A company official stated that the latest figures revealed Nook’s losses to be “much higher” than expected. As second-quarter tablet sales numbers fell 34% short of expectations, Barnes & Noble, Inc. (NYSE:BKS)’s loss on the division increased 130%, ballooning to $177 million compared to a $77 million loss the year before. The company, never able attract a large enough customer base, is now paying the costly toll.

A punishing market

Barnes & Noble, Inc. (NYSE:BKS) is also failing miserably because of the market it is attempting to conquer. At the dinner party that is tablet PCs, Apple Inc. (NASDAQ:AAPL) sits at the head table. It’s no secret that Apple is enjoying incredible success with its iPad, averaging a 43% profit margin for the last year on its low-end (yes, low-end) 16 GB model. No doubt that type of seemingly impenetrable margin is just another reason why Apple boasted over $10.00 per share in earnings for the second quarter of 2013.

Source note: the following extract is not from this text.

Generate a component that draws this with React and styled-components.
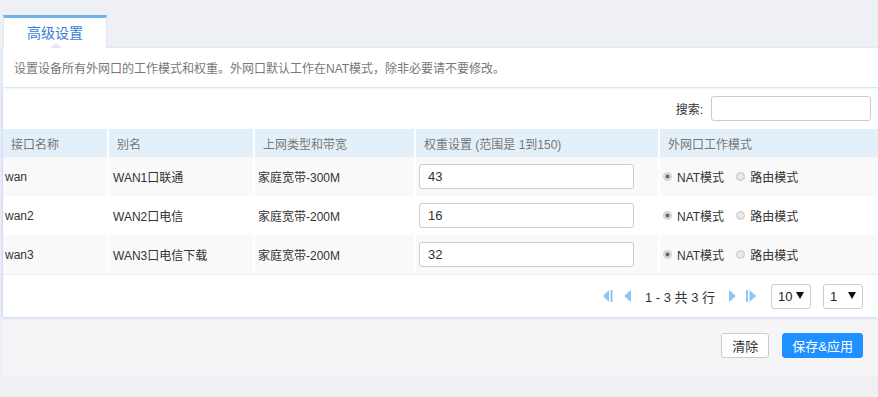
import React from 'react';
import styled, { createGlobalStyle } from 'styled-components';

const GlobalStyle = createGlobalStyle`
  html, body {
    margin: 0;
    padding: 0;
    background: #eef0f4;
    font-family: "Liberation Sans", "Noto Sans CJK SC", sans-serif;
    font-size: 12px;
    color: #333;
  }
`;

const Page = styled.div`
  padding-top: 15px;
  padding-left: 3px;
  height: 397px;
  box-sizing: border-box;
  overflow: hidden;
`;

const TabBar = styled.div`
  display: flex;
  height: 33px;
`;

const Tab = styled.div`
  position: relative;
  width: 104px;
  box-sizing: border-box;
  background: #fff;
  border-top: 3px solid #6db3f2;
  border-left: 1px solid #e2e6ee;
  border-right: 1px solid #e2e6ee;
  color: #3a7bd5;
  font-size: 14px;
  display: flex;
  align-items: center;
  justify-content: center;
  padding-bottom: 2px;

  &:after {
    content: '';
    position: absolute;
    left: 46px;
    bottom: 0;
    border-width: 0 6px 5px 6px;
    border-style: solid;
    border-color: transparent transparent #e4e8f0 transparent;
  }
`;

const Workspace = styled.div`
  background: #f5f5f7;
  height: 328px;
`;

const Panel = styled.div`
  background: #fff;
  box-shadow: 0 1px 3px #c8d6f6, -1px 0 2px #d4e0f8;
`;

const Desc = styled.div`
  height: 40px;
  box-sizing: border-box;
  padding-left: 11px;
  display: flex;
  align-items: center;
  color: #777;
  font-size: 12px;
  border-bottom: 1px solid #dbe6f8;
  box-shadow: 0 1px 2px #eef3fc;
`;

const SearchRow = styled.div`
  height: 41px;
  display: flex;
  align-items: center;
  justify-content: flex-end;
  padding-right: 7px;
  gap: 8px;
  color: #333;
`;

const TextInput = styled.input`
  box-sizing: border-box;
  width: ${({ w }) => w}px;
  height: 25px;
  border: 1px solid #ccc;
  border-radius: 3px;
  padding: 0 8px;
  font-family: "Liberation Sans", sans-serif;
  font-size: 13px;
  color: #333;
  outline: none;
  background: #fff;
`;

const Table = styled.table`
  width: 100%;
  border-collapse: collapse;
  table-layout: fixed;
`;

const Th = styled.th`
  height: 28px;
  background: #e3f0fa;
  color: #777;
  font-weight: normal;
  text-align: left;
  padding: 0 0 0 8px;
  border-right: 2px solid #fff;
  font-size: 12px;

  &:last-child {
    border-right: none;
  }
`;

const Tr = styled.tr`
  background: ${({ striped }) => (striped ? '#f9f9f9' : '#fff')};
`;

const Td = styled.td`
  height: 39px;
  padding: 0 0 0 ${({ pad }) => pad ?? 3}px;
  border-right: 2px solid #fff;
  color: #333;
  font-size: 12px;

  &:last-child {
    border-right: none;
  }
`;

const RadioGroup = styled.div`
  display: flex;
  align-items: center;
  gap: 12px;
`;

const Radio = styled.label`
  display: flex;
  align-items: center;
  gap: 5px;
  color: #333;
`;

const Dot = styled.span`
  width: 9px;
  height: 9px;
  box-sizing: border-box;
  border-radius: 50%;
  border: 1px solid #c9c9c9;
  background: radial-gradient(circle, ${({ on }) => (on ? '#666 0, #666 1.5px, #e6e6e6 2.5px' : '#ececec 0')}, #e0e0e0 100%);
`;

const TableFoot = styled.div`
  border-top: 1px solid #eee;
  height: 42px;
  display: flex;
  align-items: center;
  justify-content: flex-end;
  padding-right: 15px;
`;

const Pager = styled.div`
  display: flex;
  align-items: center;
  margin-right: 14px;
`;

const PageIcon = styled.svg`
  width: 12px;
  height: 14px;
  margin-right: ${({ mr }) => mr}px;
  fill: #8ec4f6;
`;

const PageText = styled.span`
  font-family: "Liberation Sans", "Noto Sans CJK SC", sans-serif;
  font-size: 13px;
  color: #333;
  margin: 0 11px 0 2px;
`;

const Select = styled.div`
  box-sizing: border-box;
  width: 40px;
  height: 25px;
  border: 1px solid #ccc;
  border-radius: 3px;
  display: flex;
  align-items: center;
  padding-left: 6px;
  margin-left: ${({ ml }) => ml}px;
  font-size: 13px;
  color: #222;
  position: relative;
  background: #fff;
`;

const Arrow = styled.span`
  position: absolute;
  right: 6px;
  top: 7px;
  border-width: 7px 4px 0 4px;
  border-style: solid;
  border-color: #111 transparent transparent transparent;
`;

const Actions = styled.div`
  display: flex;
  justify-content: flex-end;
  gap: 13px;
  padding: 16px 15px 0 0;
`;

const Button = styled.button`
  height: 25px;
  box-sizing: border-box;
  padding: 0 ${({ primary }) => (primary ? 9 : 10)}px;
  border-radius: 3px;
  border: 1px solid ${({ primary }) => (primary ? '#1e90ff' : '#ccc')};
  background: ${({ primary }) => (primary ? '#1e90ff' : '#fff')};
  color: ${({ primary }) => (primary ? '#fff' : '#333')};
  font-family: "Liberation Sans", "Noto Sans CJK SC", sans-serif;
  font-size: 13px;
  cursor: pointer;
`;

const rows = [
  { name: 'wan', alias: 'WAN1口联通', type: '家庭宽带-300M', weight: '43' },
  { name: 'wan2', alias: 'WAN2口电信', type: '家庭宽带-200M', weight: '16' },
  { name: 'wan3', alias: 'WAN3口电信下载', type: '家庭宽带-200M', weight: '32' },
];

const First = () => (
  <PageIcon viewBox="0 0 12 14" mr={8}>
    <polygon points="7,1 7,13 1,7" />
    <rect x="8.5" y="1" width="2" height="12" />
  </PageIcon>
);
const Prev = () => (
  <PageIcon viewBox="0 0 12 14" mr={9}>
    <polygon points="9,1 9,13 2,7" />
  </PageIcon>
);
const Next = () => (
  <PageIcon viewBox="0 0 12 14" mr={7}>
    <polygon points="3,1 3,13 10,7" />
  </PageIcon>
);
const Last = () => (
  <PageIcon viewBox="0 0 12 14" mr={0}>
    <rect x="1" y="1" width="2" height="12" />
    <polygon points="4.5,1 4.5,13 11,7" />
  </PageIcon>
);

export default function App() {
  return (
    <>
      <GlobalStyle />
      <Page>
        <TabBar>
          <Tab>高级设置</Tab>
        </TabBar>
        <Workspace>
          <Panel>
            <Desc>设置设备所有外网口的工作模式和权重。外网口默认工作在NAT模式，除非必要请不要修改。</Desc>
            <SearchRow>
              <span>搜索:</span>
              <TextInput w={160} />
            </SearchRow>
            <Table>
              <colgroup>
                <col style={{ width: 105 }} />
                <col style={{ width: 146 }} />
                <col style={{ width: 161 }} />
                <col style={{ width: 244 }} />
                <col />
              </colgroup>
              <thead>
                <tr>
                  <Th>接口名称</Th>
                  <Th>别名</Th>
                  <Th>上网类型和带宽</Th>
                  <Th>权重设置 (范围是 1到150)</Th>
                  <Th>外网口工作模式</Th>
                </tr>
              </thead>
              <tbody>
                {rows.map((r, i) => (
                  <Tr key={r.name} striped={i % 2 === 0}>
                    <Td pad={2}>{r.name}</Td>
                    <Td pad={4}>{r.alias}</Td>
                    <Td pad={3}>{r.type}</Td>
                    <Td pad={3}>
                      <TextInput w={215} defaultValue={r.weight} />
                    </Td>
                    <Td pad={3}>
                      <RadioGroup>
                        <Radio><Dot on />NAT模式</Radio>
                        <Radio><Dot />路由模式</Radio>
                      </RadioGroup>
                    </Td>
                  </Tr>
                ))}
              </tbody>
            </Table>
            <TableFoot>
              <Pager>
                <First />
                <Prev />
                <PageText>1 - 3 共 3 行</PageText>
                <Next />
                <Last />
              </Pager>
              <Select>
                <span>10</span>
                <Arrow />
              </Select>
              <Select ml={12}>
                <span>1</span>
                <Arrow />
              </Select>
            </TableFoot>
          </Panel>
          <Actions>
            <Button>清除</Button>
            <Button primary>保存&amp;应用</Button>
          </Actions>
        </Workspace>
      </Page>
    </>
  );
}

Those earnings are likely to continue. Apple Inc. (NASDAQ:AAPL)’s iPad sales revenue increased 22% two quarters ago and 40% last quarter, sequentially. Such staggering figures hint that more trouble is coming for the rest of the market.

Source: Forbes.com

Tablet Market Share by Company

Coming in at about one-third of Apple Inc. (NASDAQ:AAPL)’s market share is second-place Samsung, which uses Google’s Android as its operating system. Samsung is catching Apple not only with its smartphones, but also enjoying a year-over-year tablet market share increase from 16% to 22%. By offering consumers phones loaded with features not found with Apple’s iPhones, such as larger screen size and multitasking capabilities, Samsung is finding ways to be competitive in a tough market.

Of course, with its $199 Nexus tablet, Google is no pushover, either. Moreover, the Android software is activated on almost 190 million devices worldwide, bringing the tech giant $2.5 billion dollars of yearly revenue from just the Android division.

But when you don’t have the sales or market share that Apple or Samsung enjoy, it’s hard to make even a slim profit margin. Barnes & Noble, Inc. (NYSE:BKS) finds its tablet, the Nook, in this category with just 2% market share. It’s a sliver so small that the company can’t make a dime off tablet sales.